As global audiences expand across YouTube, TikTok, and e-learning platforms, lip sync AI has become a key tool for video localization. It keeps the original speaker and visuals intact while adapting the dialogue for multiple languages — without expensive reshoots or voice actors. The result feels seamless and authentic, allowing viewers to connect emotionally as if the video were filmed in their own language.

How AI Video Localization Uses Lip Sync AI to Reach Global Audiences

Bridging Language Barriers with Real-Time Lip Movement

One of the biggest barriers in global video distribution is language. If you have a really good piece of content in English, you want French, Spanish, Portuguese, Mandarin, Arabic versions — fast. Lip sync AI helps you bridge that gap, because rather than just overlaying a subtitle, or slapping on a new audio track and ignoring lip mismatch, the technology syncs the face to the voice.
So when the speaker says “Welcome to our training session” in English, then in Spanish you see the same person looking like “Bienvenidos a nuestra sesión de capacitación” with their lips and face matching the words.

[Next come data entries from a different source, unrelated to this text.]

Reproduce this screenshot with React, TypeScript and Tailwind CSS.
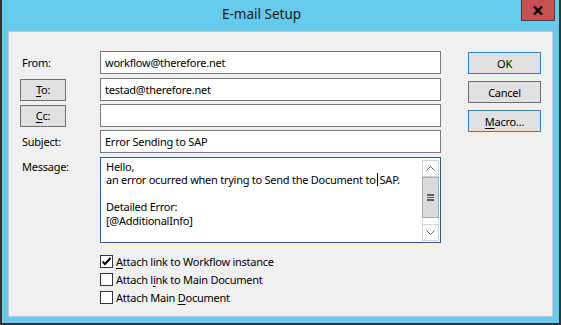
import React from "react";

function GrayBtn({ children, blue = false, className = "" }: { children: React.ReactNode; blue?: boolean; className?: string }) {
  return (
    <div
      className={
        "flex items-center justify-center bg-[#e1e1e1] border " +
        (blue ? "border-[#3c7fb1] " : "border-[#707070] ") +
        className
      }
    >
      {children}
    </div>
  );
}

function Field({ value = "" }: { value?: string }) {
  return (
    <div className="w-[341px] h-[23px] bg-white border border-[#7a7a7a] flex items-center pl-[4px]">
      {value}
    </div>
  );
}

function Check({ checked, children }: { checked?: boolean; children: React.ReactNode }) {
  return (
    <div className="flex items-center h-[13px]">
      <div className="w-[13px] h-[13px] bg-white border border-[#333333] flex items-center justify-center">
        {checked && (
          <svg width="11" height="11" viewBox="0 0 11 11">
            <polyline points="1.5,5.5 4,8 9.5,2" fill="none" stroke="#000" strokeWidth="2" />
          </svg>
        )}
      </div>
      <span className="ml-[3px]">{children}</span>
    </div>
  );
}

function Chevron({ up }: { up?: boolean }) {
  return (
    <svg width="9" height="5" viewBox="0 0 9 5">
      <polyline
        points={up ? "0.5,4.5 4.5,0.5 8.5,4.5" : "0.5,0.5 4.5,4.5 8.5,0.5"}
        fill="none"
        stroke="#606060"
        strokeWidth="1"
      />
    </svg>
  );
}

export default function App() {
  return (
    <div className="w-[561px] h-[325px] bg-[#333333] px-[2px] pb-[2px] font-['Noto_Sans',sans-serif] text-[11px] tracking-[-0.25px] text-black leading-none">
      <div className="h-full bg-[#66cbea] flex flex-col">
        {/* Title bar */}
        <div className="h-[31px] flex items-start shrink-0">
          <div className="flex-1 h-[31px] flex items-center justify-center text-[13.5px] tracking-normal text-[#1a1a1a] pb-[1px]">
            E-mail Setup
          </div>
          <div className="w-[34px] h-[21px] mr-[4px] bg-[#c75050] border border-[#5e3535] border-t-0 flex items-center justify-center">
            <svg width="10" height="9" viewBox="0 0 10 9">
              <path d="M1 0.5 L9 8.5 M9 0.5 L1 8.5" stroke="#000" strokeWidth="2.4" />
            </svg>
          </div>
        </div>

        {/* Client area */}
        <div className="mx-[6px] h-[286px] bg-[#f0f0f0] border border-[#b4ccd8] flex pl-[11px] pt-[19px]">
          {/* left block */}
          <div className="flex flex-col w-[421px]">
            <div className="flex items-center h-[23px]">
              <div className="w-[80px] pl-[2px]">From:</div>
              <Field value="workflow@therefore.net" />
            </div>
            <div className="flex items-center h-[23px] mt-[4px]">
              <div className="w-[80px]">
                <GrayBtn className="w-[46px] h-[22px]">
                  <span>
                    <u className="underline-offset-2">T</u>o:
                  </span>
                </GrayBtn>
              </div>
              <Field value="testad@therefore.net" />
            </div>
            <div className="flex items-center h-[23px] mt-[3px]">
              <div className="w-[80px]">
                <GrayBtn className="w-[46px] h-[22px]">
                  <span>
                    <u className="underline-offset-2">C</u>c:
                  </span>
                </GrayBtn>
              </div>
              <Field />
            </div>
            <div className="flex items-center h-[23px] mt-[3px]">
              <div className="w-[80px] pl-[2px]">Subject:</div>
              <Field value="Error Sending to SAP" />
            </div>
            <div className="flex items-start mt-[4px]">
              <div className="w-[80px] pl-[2px] pt-[4px]">Message:</div>
              <div className="w-[341px] h-[86px] bg-white border border-[#26609a] flex">
                <div className="flex-1 pl-[5px] pt-[2px] leading-[13.4px]">
                  <div>Hello,</div>
                  <div>
                    an error ocurred when trying to Send the Document to
                    <span className="relative inline-block w-[4px] h-[13px] align-top">
                      <span className="absolute left-[1px] top-0 w-px h-[13px] bg-black" />
                    </span>
                    SAP.
                  </div>
                  <div>&nbsp;</div>
                  <div>Detailed Error:</div>
                  <div>[@AdditionalInfo]</div>
                </div>
                <div className="w-[17px] h-[81px] mt-[2px] mr-[1px] flex flex-col border-x border-[#e0e0e0]">
                  <div className="h-[17px] bg-white border border-[#d4d4d4] -mx-px flex items-center justify-center">
                    <Chevron up />
                  </div>
                  <div className="h-[41px] bg-[#dadada] border border-[#ababab] -mx-px flex flex-col items-center justify-center gap-[1px]">
                    <div className="w-[7px] h-[1.5px] bg-[#606060]" />
                    <div className="w-[7px] h-[1.5px] bg-[#606060]" />
                    <div className="w-[7px] h-[1.5px] bg-[#606060]" />
                  </div>
                  <div className="flex-1 bg-white" />
                  <div className="h-[17px] bg-white border border-[#d4d4d4] -mx-px flex items-center justify-center">
                    <Chevron />
                  </div>
                </div>
              </div>
            </div>
            <div className="ml-[80px] mt-[12px] flex flex-col gap-[5px]">
              <Check checked>
                <u className="underline-offset-2">A</u>ttach link to Workflow instance
              </Check>
              <Check>
                Attach l<u className="underline-offset-2">i</u>nk to Main Document
              </Check>
              <Check>
                Attach Main <u className="underline-offset-2">D</u>ocument
              </Check>
            </div>
          </div>

          {/* right buttons */}
          <div className="ml-[27px] mt-[1px] flex flex-col gap-[7px]">
            <GrayBtn blue className="w-[73px] h-[22px]">OK</GrayBtn>
            <GrayBtn className="w-[73px] h-[22px]">Cancel</GrayBtn>
            <GrayBtn blue className="w-[73px] h-[22px]">
              <span>
                <u className="underline-offset-2">M</u>acro...
              </span>
            </GrayBtn>
          </div>
        </div>
      </div>
    </div>
  );
}
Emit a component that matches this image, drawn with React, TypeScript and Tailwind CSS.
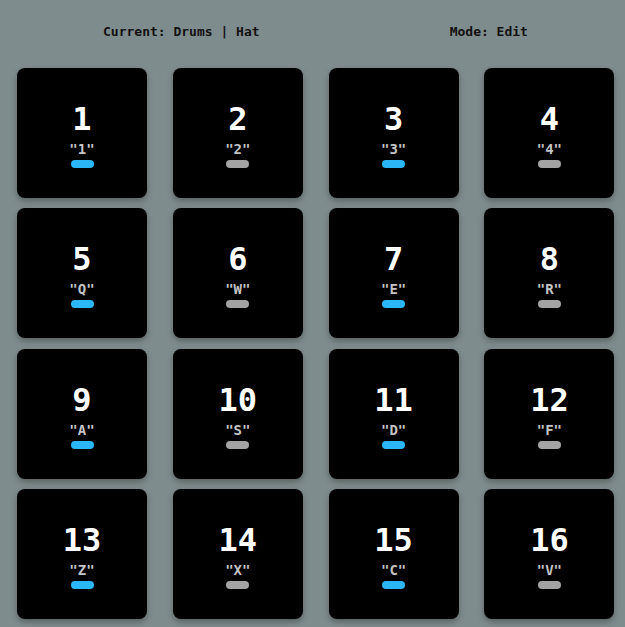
import React from "react";

const pads = [
  { n: "1", k: "1" }, { n: "2", k: "2" }, { n: "3", k: "3" }, { n: "4", k: "4" },
  { n: "5", k: "Q" }, { n: "6", k: "W" }, { n: "7", k: "E" }, { n: "8", k: "R" },
  { n: "9", k: "A" }, { n: "10", k: "S" }, { n: "11", k: "D" }, { n: "12", k: "F" },
  { n: "13", k: "Z" }, { n: "14", k: "X" }, { n: "15", k: "C" }, { n: "16", k: "V" },
];

export default function App() {
  return (
    <div className="min-h-screen bg-[#7f8c8d] pt-[22px] font-['DejaVu_Sans_Mono',monospace]">
      <div className="flex justify-around pl-[8px] pr-[2px] h-[20px] items-center text-[13px] text-[#111] font-bold">
        <span>Current: Drums | Hat</span>
        <span>Mode: Edit</span>
      </div>
      <div className="mt-[26px] pl-[17px] grid grid-cols-[repeat(4,130px)] gap-x-[25.8px] gap-y-[10.4px]">
        {pads.map((p, i) => (
          <div
            key={p.n}
            className="h-[130px] rounded-[8px] bg-black shadow-[0_3px_6px_rgba(0,0,0,0.3)] flex flex-col items-center pt-[35px]"
          >
            <div className="text-[32px] leading-none font-bold text-white">{p.n}</div>
            <div className="mt-[7px] text-[14px] leading-none font-bold text-[#c4c4c4]">"{p.k}"</div>
            <div
              className={
                "mt-[4px] w-[23px] h-[8px] rounded-full " +
                (i % 2 === 0 ? "bg-[#2bb7f7]" : "bg-[#a3a3a3]")
              }
            />
          </div>
        ))}
      </div>
    </div>
  );
}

That congruence dramatically improves viewer engagement, trust, and watch time: people are less distracted by artefacts of localisation (like obvious lip mismatch or reading subtitles).
And because many viewers dislike reading subtitles (or simply don’t watch long enough to read), offering a dubbed version with correct lip sync gives you a more native feel and thus a better experience.

GStory’s AI Video Translator: Bringing Lip Sync AI to Life

This is where the tool GStory comes in: the GStory AI Video Translator is built for video localisation and translation workflows, offering features like translation, auto-voiceover, and crucially lip sync support for making videos look native in other languages. While GStory is not primarily a full generative lip‐sync creation tool (i.e., creating the entire face from scratch), its value lies in automating your workflow: you upload your video, select target language(s), and GStory handles translation + voiceover + lip sync alignment, so you don’t have to manually adjust frame-by-frame.
This means you don’t need to reshoot with new actors, you don’t need complicated manual editing, and you maintain the authenticity of the original presenter. For marketers, educators, creators, this is a game-changer when you want to scale videos globally.
By embedding the lip sync feature in a translation workflow, GStory allows you to reach global audiences faster and with better quality — something that previously might have required a full dub studio with video editors. It’s an efficient, scalable solution for multilingual video localisation.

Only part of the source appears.